ОНА. Ты меня никогда не любил!

ОН. Любил, ты что! Я тебя и теперь люблю. И дальше буду любить.

ОНА. Почему же ты тогда…

ОН. Понимаешь… Только постарайся меня понять. Ты ведь умная. И очень хорошая. Очень-очень. И мне с тобой всегда было очень-очень хорошо. Я был счастлив с тобой. Я и сейчас, честно говоря, счастлив с тобой. А она…

ОНА. А что она?

ОН. Она чуточку лучше. Самую капельку.

ОНА. Ну и что?

ОН. Понимаешь, дело не в ней и не в тебе. Дело во мне. Я – эгоист.

ОНА. Я знаю.

ОН. Ну вот, значит, ты всё поймешь. Ты очень хорошая. А она – немножко лучше. Чуточку лучше. А я эгоист. И мне кажется, что с ней мне будет лучше. Я с ней буду немножечко счастливее. Чуточку.


Вот такой (или примерно такой, цитирую по памяти) диалог из пьесы Патрика Марбера «Ближе» (1997 г., в русском прокате «Близость» или «Шрам»).

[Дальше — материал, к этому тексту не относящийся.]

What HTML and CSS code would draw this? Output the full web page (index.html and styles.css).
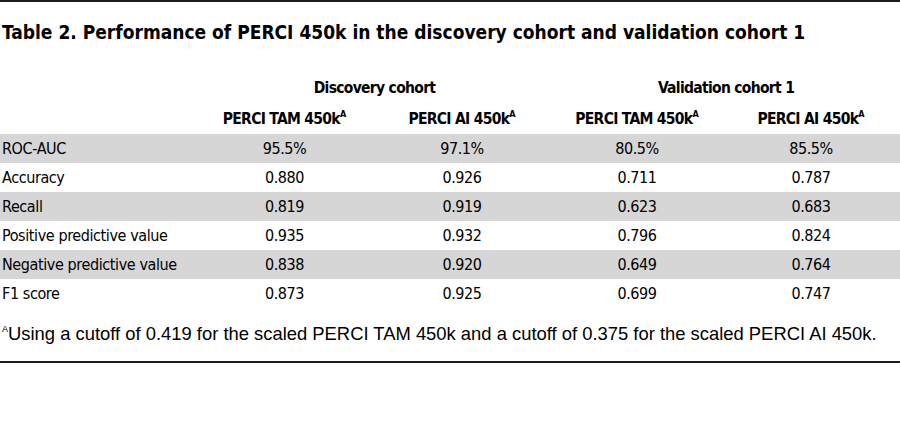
FILE: index.html
```html
<!DOCTYPE html>
<html>
<head>
<meta charset="utf-8">
<link rel="stylesheet" href="styles.css">
</head>
<body>
<div class="page">
  <h1 class="title">Table 2. Performance of PERCI 450k in the discovery cohort and validation cohort 1</h1>
  <table class="data">
    <colgroup>
      <col class="c-label"><col class="c1"><col class="c2"><col class="c3"><col class="c4">
    </colgroup>
    <thead>
      <tr class="group">
        <th></th>
        <th colspan="2">Discovery cohort</th>
        <th colspan="2">Validation cohort 1</th>
      </tr>
      <tr class="sub">
        <th></th>
        <th>PERCI TAM 450k<sup>A</sup></th>
        <th>PERCI AI 450k<sup>A</sup></th>
        <th>PERCI TAM 450k<sup>A</sup></th>
        <th>PERCI AI 450k<sup>A</sup></th>
      </tr>
    </thead>
    <tbody>
      <tr class="shade"><td>ROC-AUC</td><td>95.5%</td><td>97.1%</td><td>80.5%</td><td>85.5%</td></tr>
      <tr><td>Accuracy</td><td>0.880</td><td>0.926</td><td>0.711</td><td>0.787</td></tr>
      <tr class="shade"><td>Recall</td><td>0.819</td><td>0.919</td><td>0.623</td><td>0.683</td></tr>
      <tr><td>Positive predictive value</td><td>0.935</td><td>0.932</td><td>0.796</td><td>0.824</td></tr>
      <tr class="shade"><td>Negative predictive value</td><td>0.838</td><td>0.920</td><td>0.649</td><td>0.764</td></tr>
      <tr><td>F1 score</td><td>0.873</td><td>0.925</td><td>0.699</td><td>0.747</td></tr>
    </tbody>
  </table>
  <p class="note"><sup>A</sup>Using a cutoff of 0.419 for the scaled PERCI TAM 450k and a cutoff of 0.375 for the scaled PERCI AI 450k.</p>
</div>
</body>
</html>
```
FILE: styles.css
```css
html, body {
  margin: 0;
  padding: 0;
  background: #ffffff;
  color: #000000;
}
.page {
  border-top: 2px solid #1a1a1a;
  border-bottom: 2px solid #1a1a1a;
  width: 900px;
  padding-bottom: 15px;
}
.title {
  margin: 0;
  padding: 18px 0 0 2px;
  height: 31px;
  font-family: "DejaVu Sans", sans-serif;
  font-stretch: condensed;
  font-weight: bold;
  font-size: 19px;
  line-height: 24px;
}
.data {
  border-collapse: collapse;
  table-layout: fixed;
  width: 900px;
  margin-top: 21px;
  font-family: "DejaVu Sans", sans-serif;
  font-stretch: condensed;
  font-size: 16px;
  white-space: nowrap;
}
.c-label { width: 197px; }
.c1 { width: 175px; }
.c2 { width: 180px; }
.c3 { width: 170px; }
.c4 { width: 178px; }
.data th {
  font-weight: bold;
  text-align: center;
  padding: 0;
  height: 31px;
  font-size: 15.5px;
  letter-spacing: -0.7px;
}
.data sup {
  font-size: 9px;
  vertical-align: 7px;
  line-height: 0;
  letter-spacing: 0;
}
.data td {
  height: 29px;
  padding: 0;
  text-align: center;
  line-height: 29px;
  letter-spacing: -0.4px;
}
.data td:first-child {
  text-align: left;
  padding-left: 2px;
}
.shade td { background: #d6d6d6; }
.note {
  margin: 14px 0 0 2px;
  font-family: "Liberation Sans", sans-serif;
  font-size: 18.4px;
  line-height: 24px;
  white-space: nowrap;
}
.note sup {
  font-size: 9px;
  vertical-align: 8px;
  line-height: 0;
}
```
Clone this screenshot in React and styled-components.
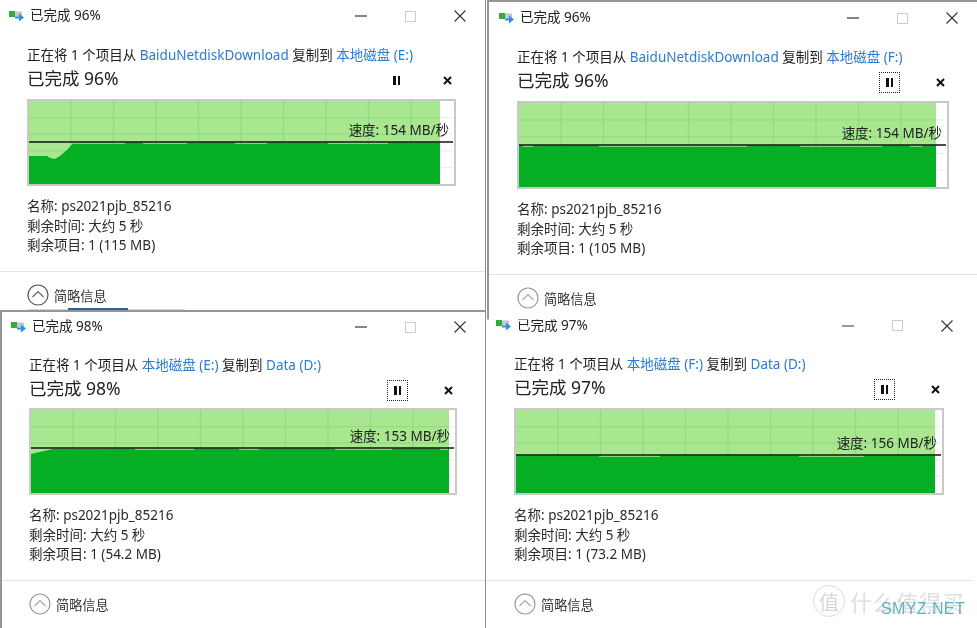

Старая история, на самом деле. Вспоминается Марина Цветаева: «О вопль женщин всех времен: мой милый, что тебе я сделала?» В общем, вчера еще у ног лежал, в глаза глядел и все такое, а нынче рученьки разжал и побежал искать другое! Цитирую опять же по памяти. А в самом деле, милый, что тебе я сделала? Да ничего плохого! И даже в отдельные моменты нашей дружбы (связи, совместной или семейной жизни) – много чего хорошего. Однако часы тикают, песчинки сыплются, капли цокают, – время, в общем, идет. Мимо проходят самые разные люди, женщины в том числе, и некоторые из них вдруг оказываются чуточку лучше. Ну или немного иначе: та, у ног которой лежал и в глаза которой глядел, вдруг становится чуточку хуже. Хотя это без разницы, на самом деле: то ли кто-то показался лучше, то ли кто-то вдруг стал резко хуже. Важно, что эгоист углядел разницу. Наверное, разница, как вообще в психологии, должна составлять примерно три процента: порог различения, доступный большинству людей. Конечно, вопрос – три процента чего? Обаятельности-притягательности? Длины ног и тугости чресл? Ну, это уже какой-то сплошной Лореаль: «Ваши волосы становятся крепче на сорок семь процентов, а Вы сами – на двадцать шесть процентов привлекательнее!»